# Problem description
Return the data exactly, with all pictures removed.

# Source data
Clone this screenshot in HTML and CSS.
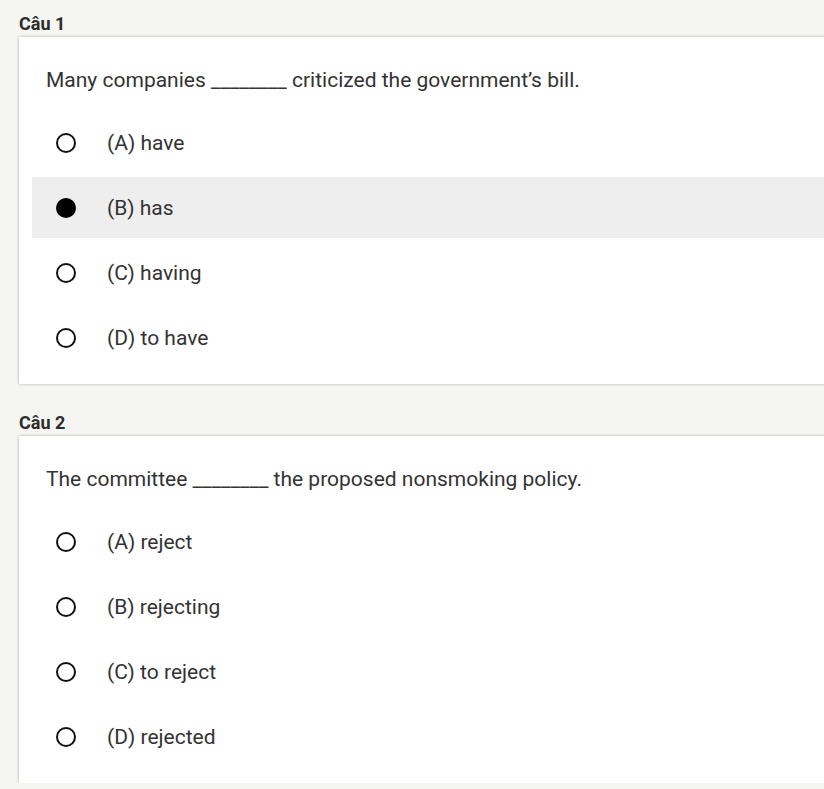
FILE: index.html
```html
<!DOCTYPE html>
<html lang="vi">
<head>
<meta charset="utf-8">
<title>Quiz</title>
<link rel="stylesheet" href="styles.css">
</head>
<body>
<div class="page">
  <section class="question">
    <div class="label">Câu 1</div>
    <div class="card">
      <p class="prompt">Many companies ________ criticized the government’s bill.</p>
      <ul class="options">
        <li class="option"><span class="radio"></span><span class="text">(A) have</span></li>
        <li class="option selected"><span class="radio checked"></span><span class="text">(B) has</span></li>
        <li class="option"><span class="radio"></span><span class="text">(C) having</span></li>
        <li class="option"><span class="radio"></span><span class="text">(D) to have</span></li>
      </ul>
    </div>
  </section>
  <section class="question">
    <div class="label">Câu 2</div>
    <div class="card">
      <p class="prompt">The committee ________ the proposed nonsmoking policy.</p>
      <ul class="options">
        <li class="option"><span class="radio"></span><span class="text">(A) reject</span></li>
        <li class="option"><span class="radio"></span><span class="text">(B) rejecting</span></li>
        <li class="option"><span class="radio"></span><span class="text">(C) to reject</span></li>
        <li class="option"><span class="radio"></span><span class="text">(D) rejected</span></li>
      </ul>
    </div>
  </section>
</div>
</body>
</html>
```
FILE: styles.css
```css
html, body {
  margin: 0;
  padding: 0;
  background: #f5f5f1;
  overflow: hidden;
}
body {
  font-family: Roboto, "Liberation Sans", sans-serif;
  color: #333;
}
.page {
  padding: 12px 0 0 19px;
  display: flex;
  flex-direction: column;
  gap: 27px;
}
.label {
  font-size: 18px;
  font-weight: 700;
  line-height: 24px;
  color: #2c2c2c;
  margin-bottom: 1px;
}
.card {
  background: #fff;
  width: 900px;
  padding: 28px 0 16px 13px;
  box-shadow: 0 0 3px rgba(0, 0, 0, 0.28);
}
.prompt {
  margin: 0 0 17px 14px;
  font-size: 21px;
  line-height: 30px;
  color: #333;
}
.options {
  list-style: none;
  margin: 0;
  padding: 0;
  display: flex;
  flex-direction: column;
  gap: 4px;
}
.option {
  height: 61px;
  display: flex;
  align-items: center;
  padding-left: 24px;
  font-size: 21px;
  color: #333;
}
.option.selected {
  background: #eeeeee;
}
.radio {
  width: 20px;
  height: 20px;
  box-sizing: border-box;
  border: 2px solid #111;
  border-radius: 50%;
  flex: none;
  margin-right: 31px;
}
.radio.checked {
  background: #000;
  border-color: #000;
}
```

# Task output
Clone this screenshot in HTML and CSS.
FILE: index.html
```html
<!DOCTYPE html>
<html lang="vi">
<head>
<meta charset="utf-8">
<title>Quiz</title>
<link rel="stylesheet" href="styles.css">
</head>
<body>
<div class="page">
  <section class="question">
    <div class="label">Câu 1</div>
    <div class="card">
      <p class="prompt">Many companies ________ criticized the government’s bill.</p>
      <ul class="options">
        <li class="option"><span class="radio"></span><span class="text">(A) have</span></li>
        <li class="option selected"><span class="radio checked"></span><span class="text">(B) has</span></li>
        <li class="option"><span class="radio"></span><span class="text">(C) having</span></li>
        <li class="option"><span class="radio"></span><span class="text">(D) to have</span></li>
      </ul>
    </div>
  </section>
  <section class="question">
    <div class="label">Câu 2</div>
    <div class="card">
      <p class="prompt">The committee ________ the proposed nonsmoking policy.</p>
      <ul class="options">
        <li class="option"><span class="radio"></span><span class="text">(A) reject</span></li>
        <li class="option"><span class="radio"></span><span class="text">(B) rejecting</span></li>
        <li class="option"><span class="radio"></span><span class="text">(C) to reject</span></li>
        <li class="option"><span class="radio"></span><span class="text">(D) rejected</span></li>
      </ul>
    </div>
  </section>
</div>
</body>
</html>
```
FILE: styles.css
```css
html, body {
  margin: 0;
  padding: 0;
  background: #f5f5f1;
  overflow: hidden;
}
body {
  font-family: Roboto, "Liberation Sans", sans-serif;
  color: #333;
}
.page {
  padding: 12px 0 0 19px;
  display: flex;
  flex-direction: column;
  gap: 27px;
}
.label {
  font-size: 18px;
  font-weight: 700;
  line-height: 24px;
  color: #2c2c2c;
  margin-bottom: 1px;
}
.card {
  background: #fff;
  width: 900px;
  padding: 28px 0 16px 13px;
  box-shadow: 0 0 3px rgba(0, 0, 0, 0.28);
}
.prompt {
  margin: 0 0 17px 14px;
  font-size: 21px;
  line-height: 30px;
  color: #333;
}
.options {
  list-style: none;
  margin: 0;
  padding: 0;
  display: flex;
  flex-direction: column;
  gap: 4px;
}
.option {
  height: 61px;
  display: flex;
  align-items: center;
  padding-left: 24px;
  font-size: 21px;
  color: #333;
}
.option.selected {
  background: #eeeeee;
}
.radio {
  width: 20px;
  height: 20px;
  box-sizing: border-box;
  border: 2px solid #111;
  border-radius: 50%;
  flex: none;
  margin-right: 31px;
}
.radio.checked {
  background: #000;
  border-color: #000;
}
```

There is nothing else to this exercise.